Your instructions:
Scan the entries below and extract each line with the word "this" in it.

## Start Extracted information

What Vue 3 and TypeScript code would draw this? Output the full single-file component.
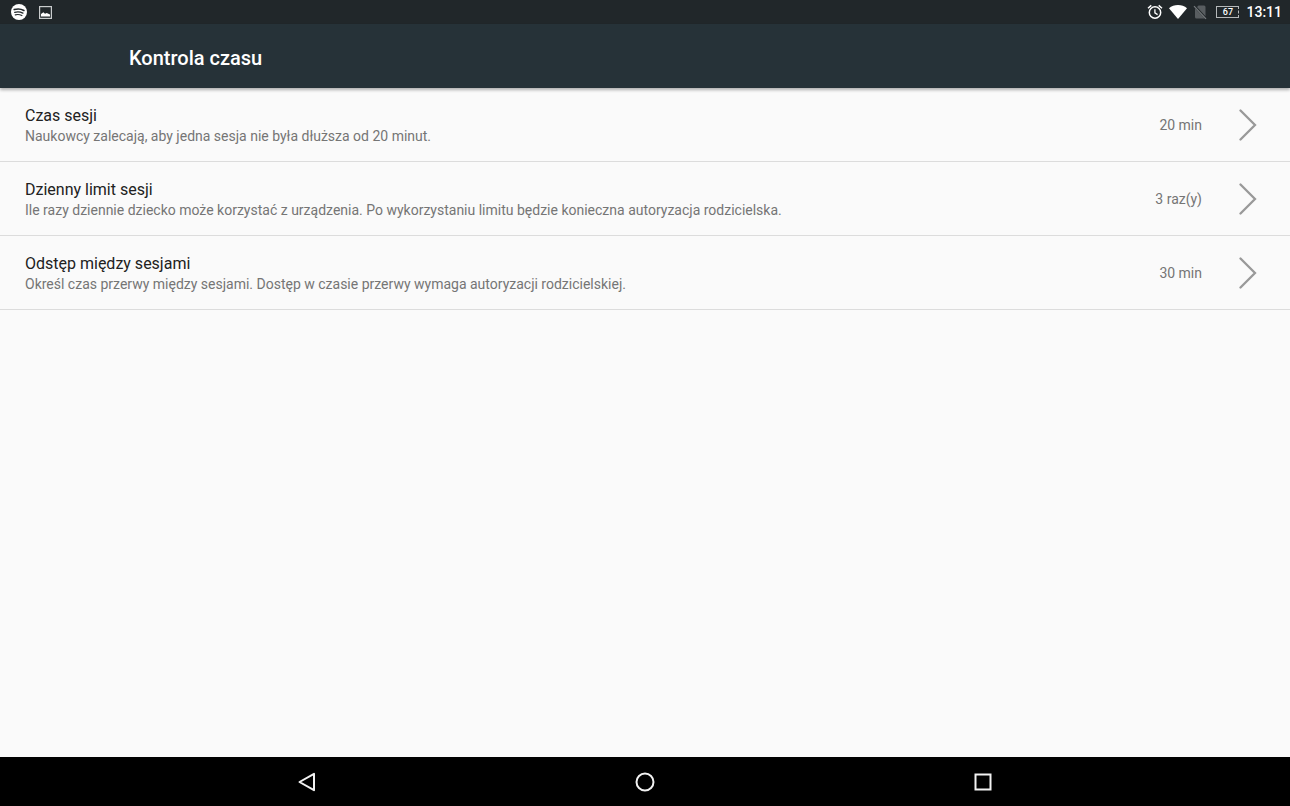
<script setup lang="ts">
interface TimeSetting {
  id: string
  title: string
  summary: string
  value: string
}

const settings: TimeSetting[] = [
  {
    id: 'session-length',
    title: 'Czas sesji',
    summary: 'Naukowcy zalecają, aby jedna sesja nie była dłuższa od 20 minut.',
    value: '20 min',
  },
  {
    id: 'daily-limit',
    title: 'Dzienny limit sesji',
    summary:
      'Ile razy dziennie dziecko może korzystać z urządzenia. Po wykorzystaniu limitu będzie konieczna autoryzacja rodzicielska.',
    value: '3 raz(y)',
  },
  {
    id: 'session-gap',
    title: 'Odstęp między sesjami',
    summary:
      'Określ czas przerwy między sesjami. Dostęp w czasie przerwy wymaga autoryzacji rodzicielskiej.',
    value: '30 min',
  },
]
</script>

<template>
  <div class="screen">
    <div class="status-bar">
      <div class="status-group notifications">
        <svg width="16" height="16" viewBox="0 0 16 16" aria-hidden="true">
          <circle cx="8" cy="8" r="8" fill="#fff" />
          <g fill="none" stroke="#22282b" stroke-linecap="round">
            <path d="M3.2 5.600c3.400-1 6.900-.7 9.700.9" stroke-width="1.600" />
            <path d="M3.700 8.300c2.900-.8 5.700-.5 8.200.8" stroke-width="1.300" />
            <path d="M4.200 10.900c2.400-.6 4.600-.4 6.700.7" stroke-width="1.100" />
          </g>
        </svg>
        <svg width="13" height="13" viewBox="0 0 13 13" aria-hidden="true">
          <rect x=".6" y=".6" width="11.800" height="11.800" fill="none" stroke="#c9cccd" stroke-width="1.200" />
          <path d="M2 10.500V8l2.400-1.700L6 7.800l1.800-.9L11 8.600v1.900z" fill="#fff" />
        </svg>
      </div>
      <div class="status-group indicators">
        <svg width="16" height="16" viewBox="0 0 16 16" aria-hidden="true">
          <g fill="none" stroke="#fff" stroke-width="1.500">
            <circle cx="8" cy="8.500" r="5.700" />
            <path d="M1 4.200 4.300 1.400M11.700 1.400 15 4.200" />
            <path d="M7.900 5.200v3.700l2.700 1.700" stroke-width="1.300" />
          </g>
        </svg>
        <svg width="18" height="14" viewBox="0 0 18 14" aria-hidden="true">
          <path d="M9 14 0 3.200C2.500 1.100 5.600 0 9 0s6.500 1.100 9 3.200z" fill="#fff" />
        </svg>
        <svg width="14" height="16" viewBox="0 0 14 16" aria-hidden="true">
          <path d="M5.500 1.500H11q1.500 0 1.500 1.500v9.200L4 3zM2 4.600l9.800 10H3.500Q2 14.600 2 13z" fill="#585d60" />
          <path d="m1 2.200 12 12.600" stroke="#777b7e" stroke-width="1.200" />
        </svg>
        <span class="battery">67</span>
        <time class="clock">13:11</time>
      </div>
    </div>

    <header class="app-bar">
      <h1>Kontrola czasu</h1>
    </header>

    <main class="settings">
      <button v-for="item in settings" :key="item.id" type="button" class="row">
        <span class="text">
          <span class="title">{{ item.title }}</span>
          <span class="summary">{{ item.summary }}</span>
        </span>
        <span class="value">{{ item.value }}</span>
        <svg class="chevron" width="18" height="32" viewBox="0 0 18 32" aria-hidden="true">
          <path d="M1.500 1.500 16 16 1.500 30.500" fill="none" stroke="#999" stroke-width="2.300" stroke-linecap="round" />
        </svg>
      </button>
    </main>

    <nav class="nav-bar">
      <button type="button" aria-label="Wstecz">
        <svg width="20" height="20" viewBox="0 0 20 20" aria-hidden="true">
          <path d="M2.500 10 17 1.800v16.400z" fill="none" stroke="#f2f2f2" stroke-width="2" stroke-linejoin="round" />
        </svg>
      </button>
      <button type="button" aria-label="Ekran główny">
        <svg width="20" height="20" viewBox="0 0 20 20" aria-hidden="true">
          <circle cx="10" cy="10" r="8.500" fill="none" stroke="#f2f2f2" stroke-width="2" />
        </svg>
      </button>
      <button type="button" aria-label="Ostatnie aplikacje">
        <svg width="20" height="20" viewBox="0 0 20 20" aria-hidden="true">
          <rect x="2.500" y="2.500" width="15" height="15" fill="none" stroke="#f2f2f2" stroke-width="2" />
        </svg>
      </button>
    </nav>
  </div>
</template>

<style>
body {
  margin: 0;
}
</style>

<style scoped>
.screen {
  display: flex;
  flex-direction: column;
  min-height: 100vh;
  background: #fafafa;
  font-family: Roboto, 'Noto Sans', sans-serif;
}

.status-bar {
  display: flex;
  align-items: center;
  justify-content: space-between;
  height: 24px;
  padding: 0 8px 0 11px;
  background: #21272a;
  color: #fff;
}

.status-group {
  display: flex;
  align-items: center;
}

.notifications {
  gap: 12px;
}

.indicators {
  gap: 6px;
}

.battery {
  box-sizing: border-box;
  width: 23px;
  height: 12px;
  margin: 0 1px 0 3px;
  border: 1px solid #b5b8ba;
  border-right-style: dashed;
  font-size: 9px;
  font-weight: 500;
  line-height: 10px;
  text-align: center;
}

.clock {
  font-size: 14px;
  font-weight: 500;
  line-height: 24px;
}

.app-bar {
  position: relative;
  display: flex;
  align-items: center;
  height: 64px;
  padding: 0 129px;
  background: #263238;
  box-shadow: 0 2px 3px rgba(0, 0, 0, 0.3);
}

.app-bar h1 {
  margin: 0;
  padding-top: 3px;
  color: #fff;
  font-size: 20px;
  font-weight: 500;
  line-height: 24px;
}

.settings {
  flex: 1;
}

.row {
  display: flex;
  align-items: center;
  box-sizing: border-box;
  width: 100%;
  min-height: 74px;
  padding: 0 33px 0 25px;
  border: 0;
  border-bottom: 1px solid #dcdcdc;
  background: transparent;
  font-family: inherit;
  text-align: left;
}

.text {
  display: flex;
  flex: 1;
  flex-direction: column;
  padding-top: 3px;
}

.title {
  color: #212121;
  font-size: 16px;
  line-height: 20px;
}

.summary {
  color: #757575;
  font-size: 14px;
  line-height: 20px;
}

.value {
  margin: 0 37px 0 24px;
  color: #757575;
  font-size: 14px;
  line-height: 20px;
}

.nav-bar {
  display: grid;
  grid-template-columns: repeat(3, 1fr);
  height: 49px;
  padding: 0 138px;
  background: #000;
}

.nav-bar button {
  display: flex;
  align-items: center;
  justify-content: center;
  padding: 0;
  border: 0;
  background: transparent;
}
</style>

## End Extracted information
## Start Extracted information

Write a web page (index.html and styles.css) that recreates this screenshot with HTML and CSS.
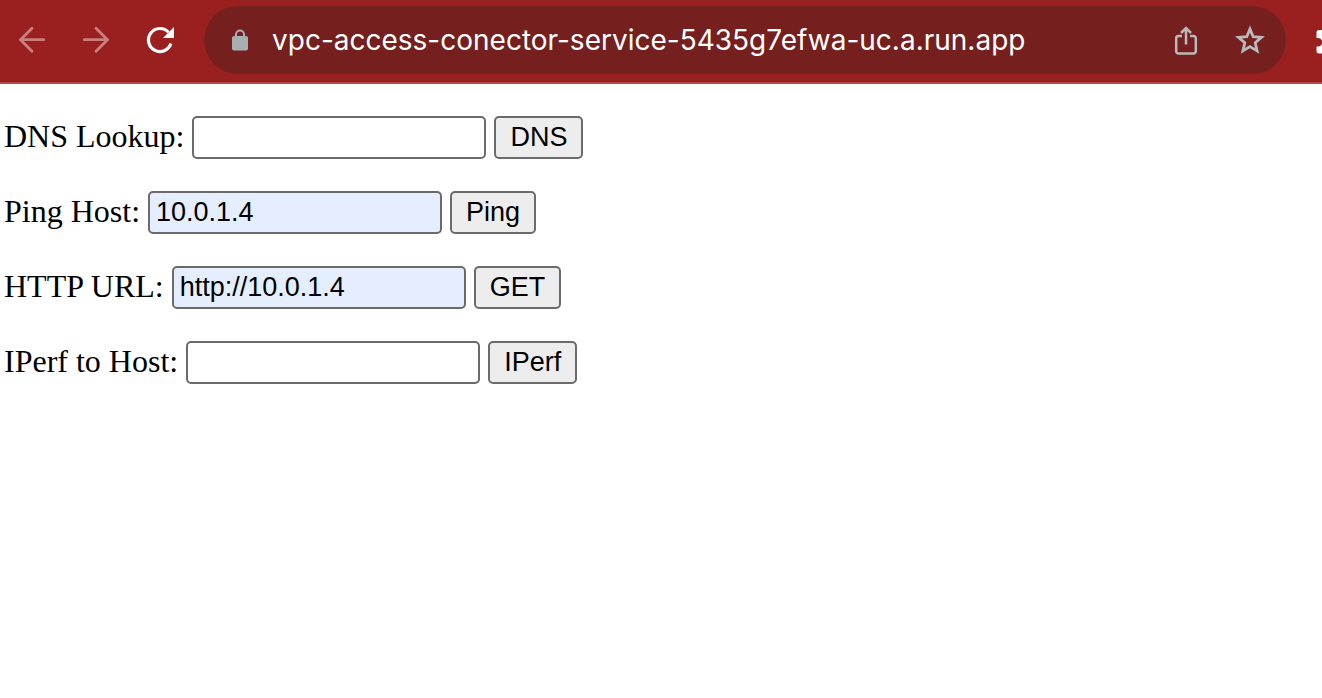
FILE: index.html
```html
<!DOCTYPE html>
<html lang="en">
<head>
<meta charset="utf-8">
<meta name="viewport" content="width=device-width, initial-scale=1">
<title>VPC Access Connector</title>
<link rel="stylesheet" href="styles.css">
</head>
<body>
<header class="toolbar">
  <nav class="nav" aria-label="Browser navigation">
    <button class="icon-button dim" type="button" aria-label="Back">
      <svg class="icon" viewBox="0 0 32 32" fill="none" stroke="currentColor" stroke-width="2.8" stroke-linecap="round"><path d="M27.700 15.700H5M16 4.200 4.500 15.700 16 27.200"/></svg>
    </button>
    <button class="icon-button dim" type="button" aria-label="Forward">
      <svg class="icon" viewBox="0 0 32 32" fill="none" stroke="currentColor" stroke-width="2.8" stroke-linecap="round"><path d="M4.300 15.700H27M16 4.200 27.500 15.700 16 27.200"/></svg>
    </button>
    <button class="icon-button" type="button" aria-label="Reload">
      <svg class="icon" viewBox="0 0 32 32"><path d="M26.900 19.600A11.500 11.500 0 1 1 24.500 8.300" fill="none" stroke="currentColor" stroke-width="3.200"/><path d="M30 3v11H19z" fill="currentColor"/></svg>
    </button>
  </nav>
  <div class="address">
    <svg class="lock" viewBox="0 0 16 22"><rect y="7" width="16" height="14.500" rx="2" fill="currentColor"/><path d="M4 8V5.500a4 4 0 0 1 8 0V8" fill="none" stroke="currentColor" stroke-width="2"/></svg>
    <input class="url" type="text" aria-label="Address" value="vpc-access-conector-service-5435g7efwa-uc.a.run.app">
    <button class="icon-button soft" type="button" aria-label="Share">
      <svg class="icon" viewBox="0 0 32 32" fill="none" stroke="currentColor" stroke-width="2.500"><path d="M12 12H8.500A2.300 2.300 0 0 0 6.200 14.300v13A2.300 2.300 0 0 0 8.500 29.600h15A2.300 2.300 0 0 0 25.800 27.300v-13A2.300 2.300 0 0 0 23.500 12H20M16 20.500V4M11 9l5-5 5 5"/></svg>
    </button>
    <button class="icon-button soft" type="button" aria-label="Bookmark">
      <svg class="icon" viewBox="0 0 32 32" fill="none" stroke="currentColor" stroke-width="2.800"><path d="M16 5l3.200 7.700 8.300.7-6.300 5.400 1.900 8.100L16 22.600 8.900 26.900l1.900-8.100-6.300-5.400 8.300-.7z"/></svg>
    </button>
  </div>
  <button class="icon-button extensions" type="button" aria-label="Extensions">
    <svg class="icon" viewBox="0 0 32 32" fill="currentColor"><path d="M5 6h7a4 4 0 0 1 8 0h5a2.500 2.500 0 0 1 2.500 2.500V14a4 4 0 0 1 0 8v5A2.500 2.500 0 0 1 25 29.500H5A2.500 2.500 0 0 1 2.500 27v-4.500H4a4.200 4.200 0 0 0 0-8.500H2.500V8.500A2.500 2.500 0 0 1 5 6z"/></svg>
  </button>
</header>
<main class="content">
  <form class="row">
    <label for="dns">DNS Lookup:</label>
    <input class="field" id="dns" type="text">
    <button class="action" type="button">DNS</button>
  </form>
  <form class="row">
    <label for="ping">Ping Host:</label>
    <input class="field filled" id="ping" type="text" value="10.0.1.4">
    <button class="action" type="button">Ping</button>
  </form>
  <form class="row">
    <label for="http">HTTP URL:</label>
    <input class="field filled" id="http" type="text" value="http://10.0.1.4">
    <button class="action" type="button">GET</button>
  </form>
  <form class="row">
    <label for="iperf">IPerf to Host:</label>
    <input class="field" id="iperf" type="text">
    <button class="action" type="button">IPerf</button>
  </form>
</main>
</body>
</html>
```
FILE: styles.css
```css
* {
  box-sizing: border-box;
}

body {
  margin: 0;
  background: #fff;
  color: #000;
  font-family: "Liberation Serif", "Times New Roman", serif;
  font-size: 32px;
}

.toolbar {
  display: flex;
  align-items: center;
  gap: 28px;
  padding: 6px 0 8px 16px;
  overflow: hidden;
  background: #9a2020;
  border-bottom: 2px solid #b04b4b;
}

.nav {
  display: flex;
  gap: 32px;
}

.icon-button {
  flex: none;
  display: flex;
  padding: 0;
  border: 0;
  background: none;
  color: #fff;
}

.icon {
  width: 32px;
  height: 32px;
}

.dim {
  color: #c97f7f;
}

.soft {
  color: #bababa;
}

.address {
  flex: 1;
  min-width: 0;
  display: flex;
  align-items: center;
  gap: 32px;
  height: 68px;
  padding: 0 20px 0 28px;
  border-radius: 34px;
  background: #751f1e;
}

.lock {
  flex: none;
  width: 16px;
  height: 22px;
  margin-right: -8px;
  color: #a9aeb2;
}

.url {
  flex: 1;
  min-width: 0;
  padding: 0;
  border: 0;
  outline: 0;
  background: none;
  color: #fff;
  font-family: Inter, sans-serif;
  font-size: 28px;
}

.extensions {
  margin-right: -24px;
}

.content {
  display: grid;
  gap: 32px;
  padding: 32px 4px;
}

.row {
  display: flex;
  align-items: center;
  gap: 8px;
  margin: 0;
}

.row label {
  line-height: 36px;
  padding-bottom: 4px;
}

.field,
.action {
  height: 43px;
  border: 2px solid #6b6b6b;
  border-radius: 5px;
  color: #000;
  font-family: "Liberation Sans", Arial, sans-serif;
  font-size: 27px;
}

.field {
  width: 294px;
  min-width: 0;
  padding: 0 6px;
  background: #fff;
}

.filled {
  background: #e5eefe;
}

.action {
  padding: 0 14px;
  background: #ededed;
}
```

## End Extracted information

Task response:
What Vue 3 and TypeScript code would draw this? Output the full single-file component.
Write a web page (index.html and styles.css) that recreates this screenshot with HTML and CSS.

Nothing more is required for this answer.